福柯分析說,現代監獄的模式是邊沁於1791年首次倡導的圓形監獄,即全景式(敞視式)監獄。它的基本結構是:監獄的四周是一個環形建築,監獄中心是一座了望塔。在了望塔上,監視者可以看到周圍每個囚室的情況;而在囚室裏因為了望塔是在高處的,犯人看不到了望塔裏麵的情況。這樣,隻需安排幾個人在了望塔就能兼顧對每個囚室的監視,而犯人則因為不知道了望塔裏麵的情形而不敢輕舉妄動。這樣的監獄結構,既可以起到有效的監視作用,也能夠讓監視人完全處於隱蔽而安全的境地。

福柯進一步分析了這種監獄對人的作用,犯人在監獄中受到隔離、禁閉和行為約束,他們的行動按照統一的時間表進行,監獄有一整套控製、監視、管教、改造和懲罰的組織管理手段,由此建立起現代的紀律和訓練觀念。正是在這裏,人不再被看做是一個具有自己獨特個性的個體,而是一個能夠被馴化、調教、塑造的對象。通過這個係統的改造,人變成了一個個整齊劃一、有用而馴服的“肉體”。

更嚴重的是,今天的醫院、軍營、學校、工廠和行政機構都是按照這一模式建立起來的,整個社會如同一座大監獄,寬闊的街道隻不過是監獄中散步的走廊和放風的庭院,人人在這種機構中都必須嚴格遵守已有的規定。這些規定是時時處處都存在的,使得人們日益習慣和接受,以致習以為常,不再感到被約束。

在教室、街道上,處處都有攝像設備,每個人都被嚴密地監視著。即便這些設備也許沒有運作,但每個人還是不敢嚐試去“犯規”。整個現代世界就是一座無所不在、無所不能的“圓形監獄”,每個人都在監視網絡之中,被各種紀律、製度約束,最後都成了“馴服而有用的肉體”。

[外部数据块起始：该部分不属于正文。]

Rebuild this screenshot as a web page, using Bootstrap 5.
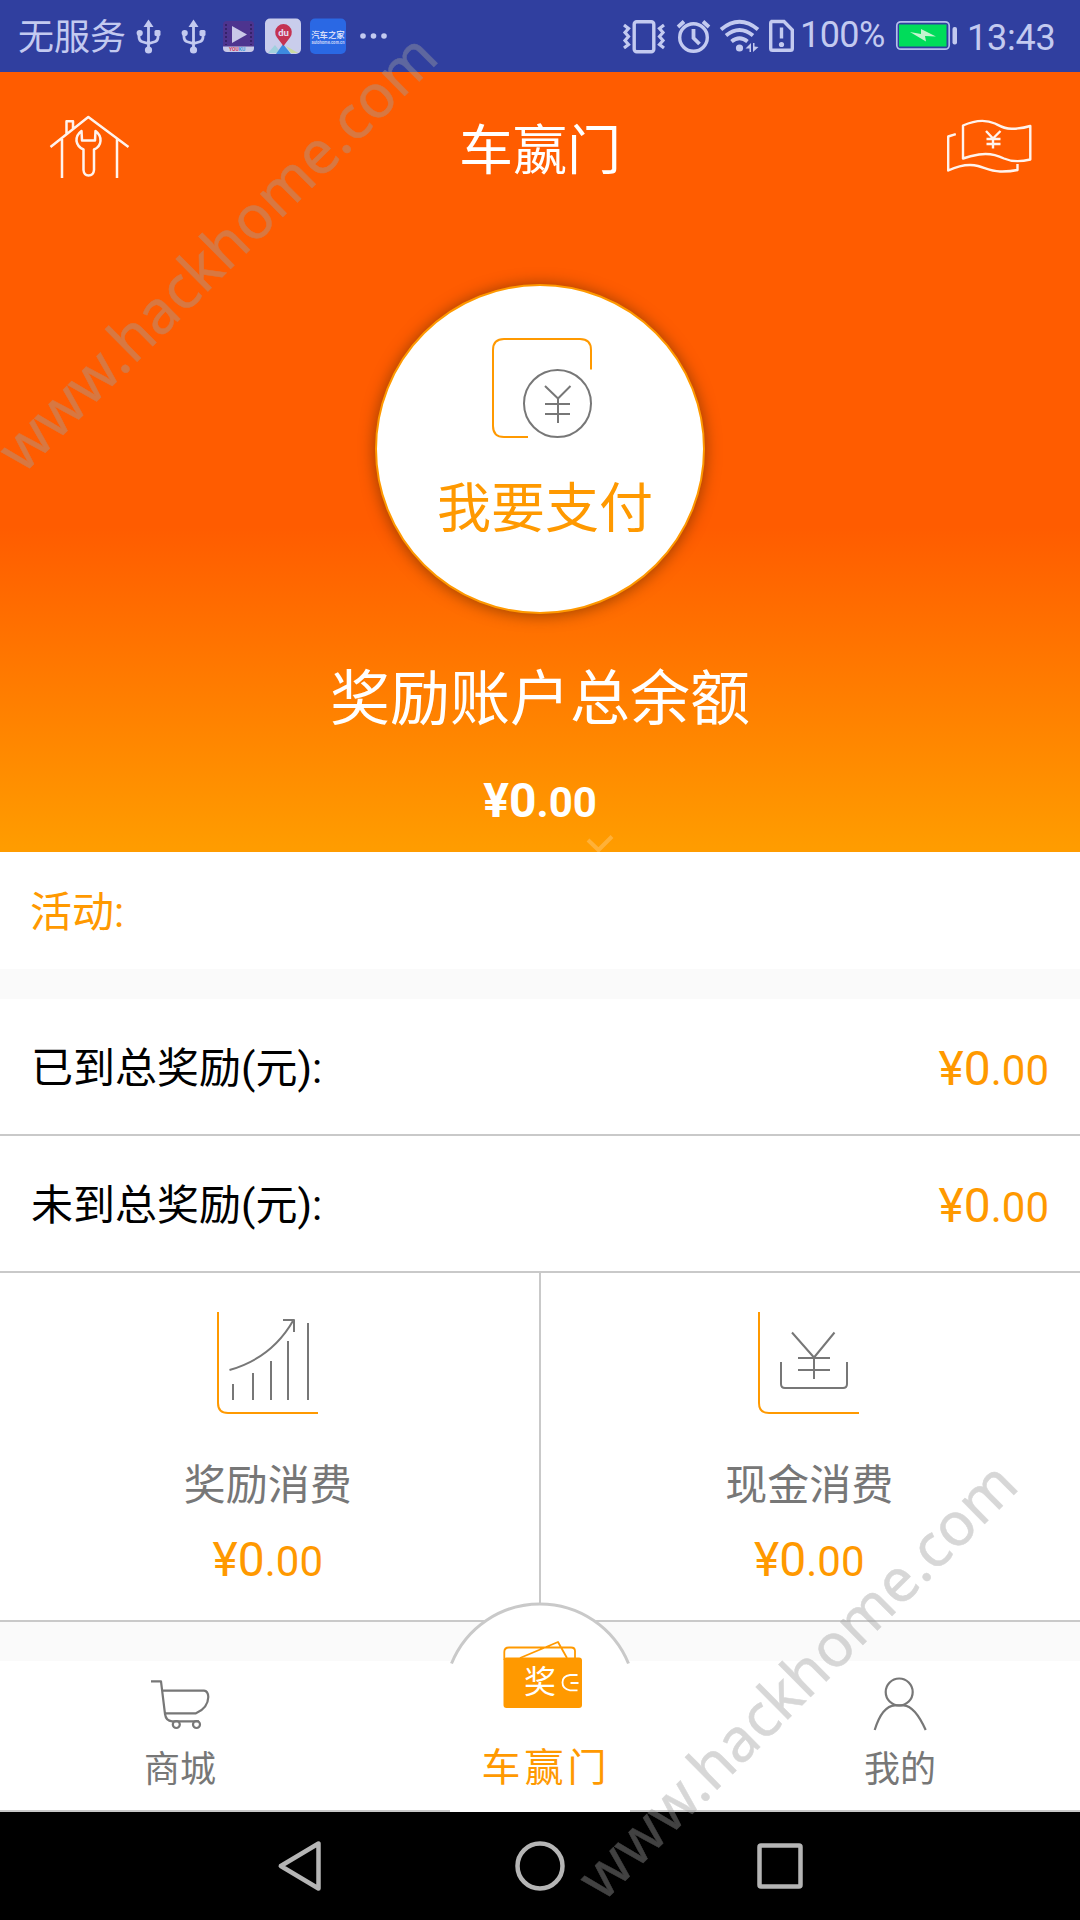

這樣,具有自己獨特價值、能夠感受到自己生命意義的人就不存在了,“人”在這個巨大的圓形監獄中死去了。

這就是福柯對我們精神失落、心靈無家可歸問題的解答。

在自我塑造中重生

上篇講到福柯認為現代社會中社會權力的壓製無處不存,整個社會就是一個巨大的圓形監獄,那我們該如何對待這個“監獄”呢?是老老實實地待在裏麵,還是奮起反抗呢?看福柯給我們的答案。

在福柯看來,反抗是肯定的。福柯認為,權力雖然“無所不在”,但是這並不等於權力就是“無所不能的”,我們必須用行動去反抗這種壓迫。隻是反抗需要有正確的策略,否則不合時宜的反抗不但不會改善我們的處境,反而會加深權力對我們的壓製。